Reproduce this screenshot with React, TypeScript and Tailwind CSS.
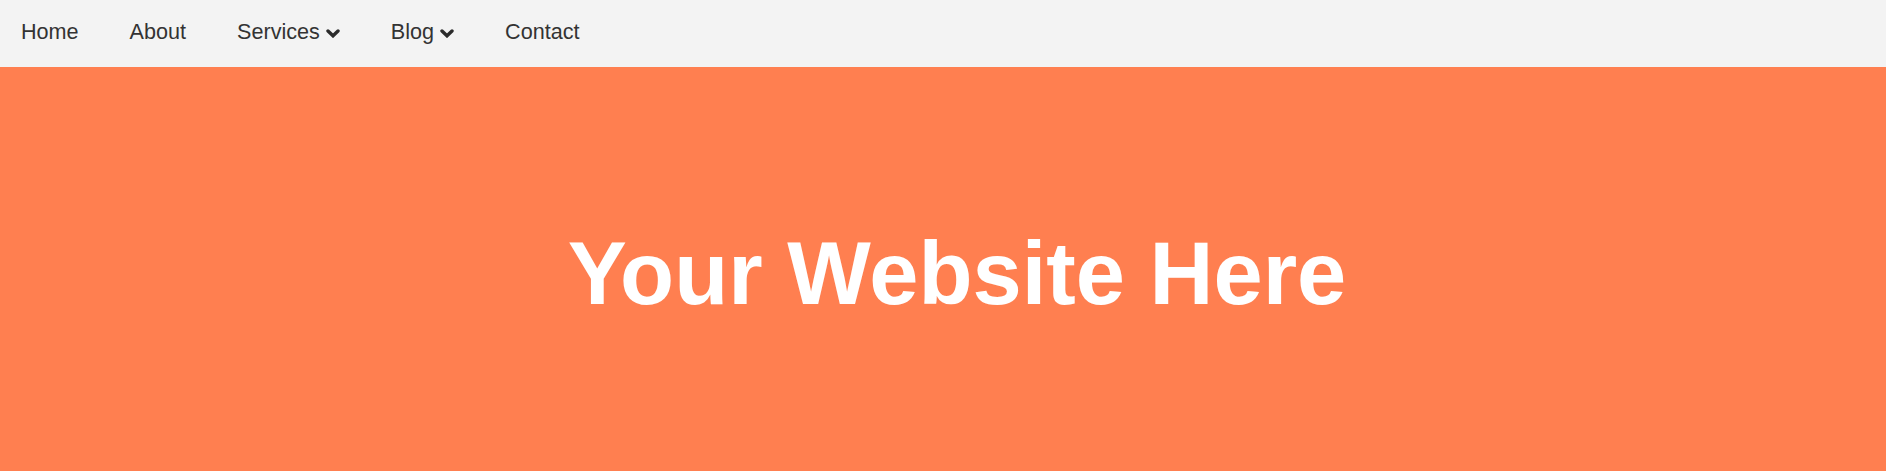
const links = [
  { label: "Home" },
  { label: "About" },
  { label: "Services", dropdown: true },
  { label: "Blog", dropdown: true },
  { label: "Contact" },
];

function Chevron() {
  return (
    <svg viewBox="0 0 14 9" className="w-[14px] h-[9px] mt-[2px]" fill="none">
      <path d="M2 2 L7 6.8 L12 2" stroke="#2b2b2b" strokeWidth="3.4" strokeLinecap="round" strokeLinejoin="miter" />
    </svg>
  );
}

export default function App() {
  return (
    <div className="min-h-screen font-['Liberation_Sans',Arial,sans-serif]">
      {/* Top navigation */}
      <nav className="h-[67px] bg-[#f3f3f3]">
        <ul className="flex gap-[51px] pl-[21px] pt-[19px]">
          {links.map((l) => (
            <li key={l.label}>
              <a href="#" className="flex items-center gap-[6px] text-[21.6px] leading-[normal] text-[#333333]">
                {l.label}
                {l.dropdown && <Chevron />}
              </a>
            </li>
          ))}
        </ul>
      </nav>

      {/* Hero */}
      <header className="h-[404px] bg-[#ff7f50] flex items-center justify-center pt-[11px] pl-[28px]">
        <h1 className="text-[88.5px] leading-none font-bold text-white">Your Website Here</h1>
      </header>
    </div>
  );
}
* * * * *
• _Work to be completed_
Write out the listing above exactly as it stands, pictures excluded.

• _Exercise output_
Reproduce this screenshot with React, TypeScript and Tailwind CSS.
const links = [
  { label: "Home" },
  { label: "About" },
  { label: "Services", dropdown: true },
  { label: "Blog", dropdown: true },
  { label: "Contact" },
];

function Chevron() {
  return (
    <svg viewBox="0 0 14 9" className="w-[14px] h-[9px] mt-[2px]" fill="none">
      <path d="M2 2 L7 6.8 L12 2" stroke="#2b2b2b" strokeWidth="3.4" strokeLinecap="round" strokeLinejoin="miter" />
    </svg>
  );
}

export default function App() {
  return (
    <div className="min-h-screen font-['Liberation_Sans',Arial,sans-serif]">
      {/* Top navigation */}
      <nav className="h-[67px] bg-[#f3f3f3]">
        <ul className="flex gap-[51px] pl-[21px] pt-[19px]">
          {links.map((l) => (
            <li key={l.label}>
              <a href="#" className="flex items-center gap-[6px] text-[21.6px] leading-[normal] text-[#333333]">
                {l.label}
                {l.dropdown && <Chevron />}
              </a>
            </li>
          ))}
        </ul>
      </nav>

      {/* Hero */}
      <header className="h-[404px] bg-[#ff7f50] flex items-center justify-center pt-[11px] pl-[28px]">
        <h1 className="text-[88.5px] leading-none font-bold text-white">Your Website Here</h1>
      </header>
    </div>
  );
}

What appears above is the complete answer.